Results & Conclusions

3.PNG
Accuracy Scores of each ML technique

* Version #1: It is a shuffled version of Version #3. And contains only the first 300 rows.

* Version #2: Instead of 13 columns, it has 5 columns. Other than that, same as Version #1.

* Version #3: Contains all the rows of the raw dataset (17994) but has only 13 columns.

Why did we choose these three algorithms/ techniques?

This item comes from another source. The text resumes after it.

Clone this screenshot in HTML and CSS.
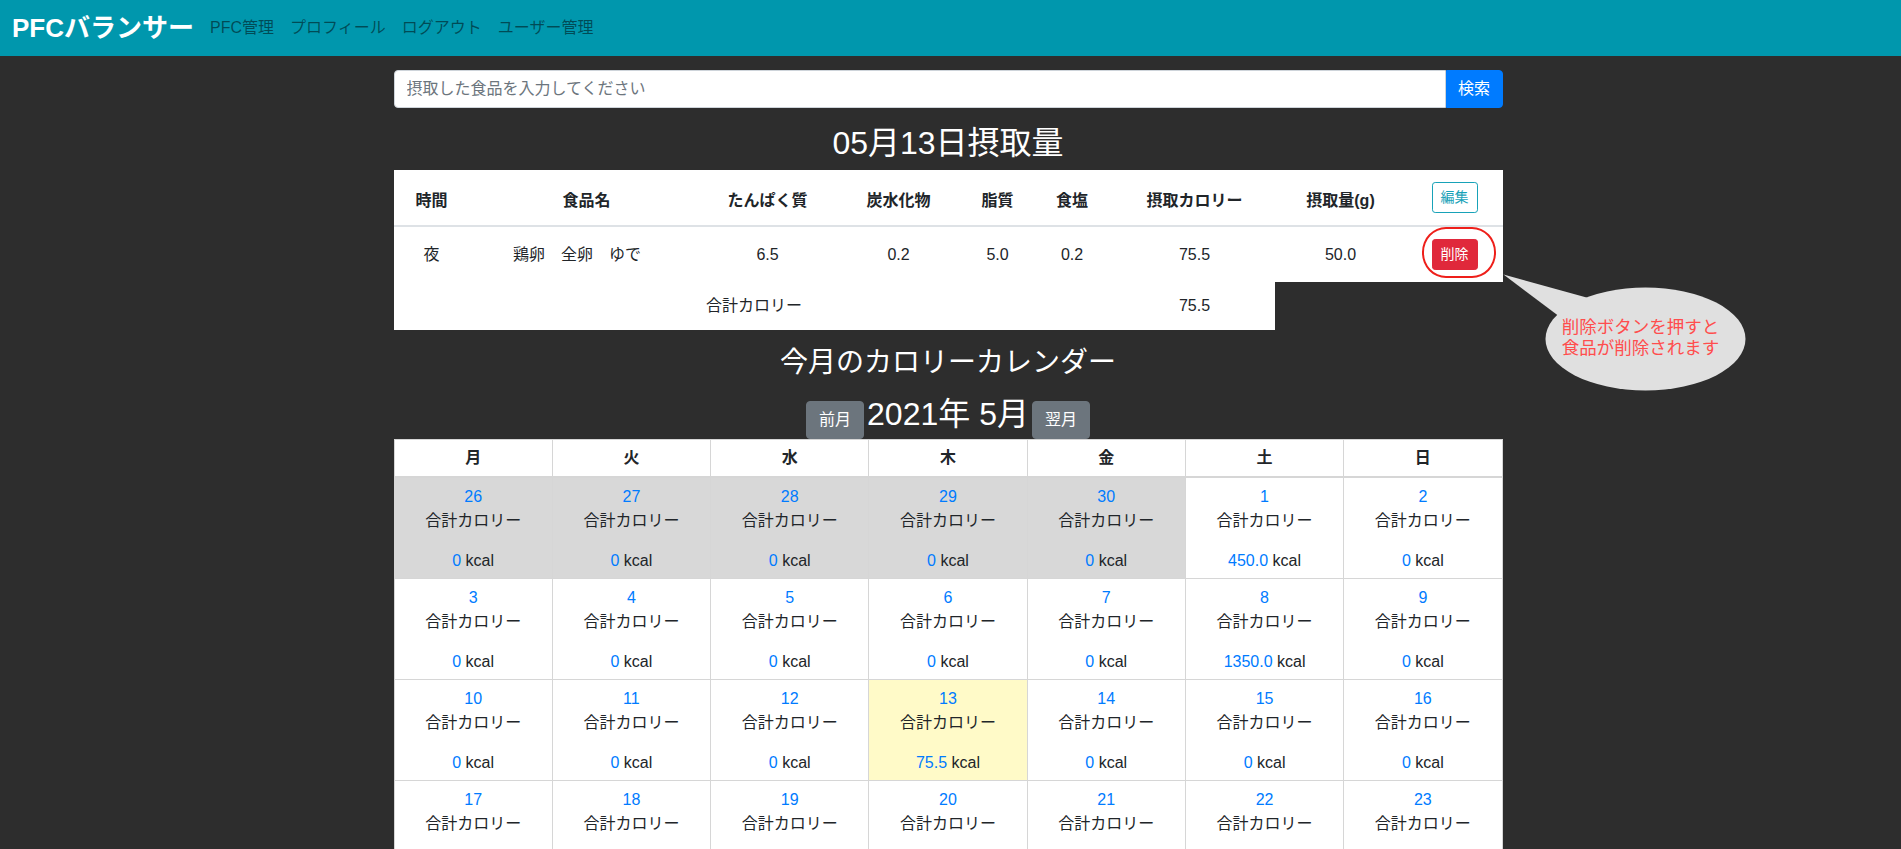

  • All of them can handle both linearly and non-linearly related data. Our dataset contained both relationships.
  • All of them can handle multiple inputs.
  • Logistic Regression has categorical output. It gives answer to our initial question.Should a manager hire this player as a striker? Yes (1) or No(0).
  • Decision tree has very nice visualizations. You can see clearly why each decision was made. The steps to the final classification is really transparent.
  • Decision tree allowed us to weigh possible choices against one another based on their information gains.
  • Neural Network has a big advantage that it can learn by itself. So we counted on NN that it can see a relation, come up with a model that the other two could not find.
  • But in NN we can’t see the steps reaching to the end results as we saw in Decision Tree.

Some observations from the accuracy results:

  • Generally all of them did a really good job at prediction and their accuracy scores are very close to each other.
  • Worst accuracy scores happened when we tried with fewer features (4 input, 1 output). Especially NN give a very bad result compared to others.
  • We think that the reason that the accuracy scores of Version#2 is bad is underfitting. Since there was 4 features, probably there was not enough information to build a strong model.
  • Version #1 and #3 has very close results but among them, it seems that the best ML technique that give the higher accuracy results is Logistic Regression.
  • Also, we applied Linear Regression to our data. It is not an ML technique and it oversimplifies the problem. Especially, it was not suitable for our data since it only took one input. Also, the input and output had to be linearly related which again did not applied to all of our data.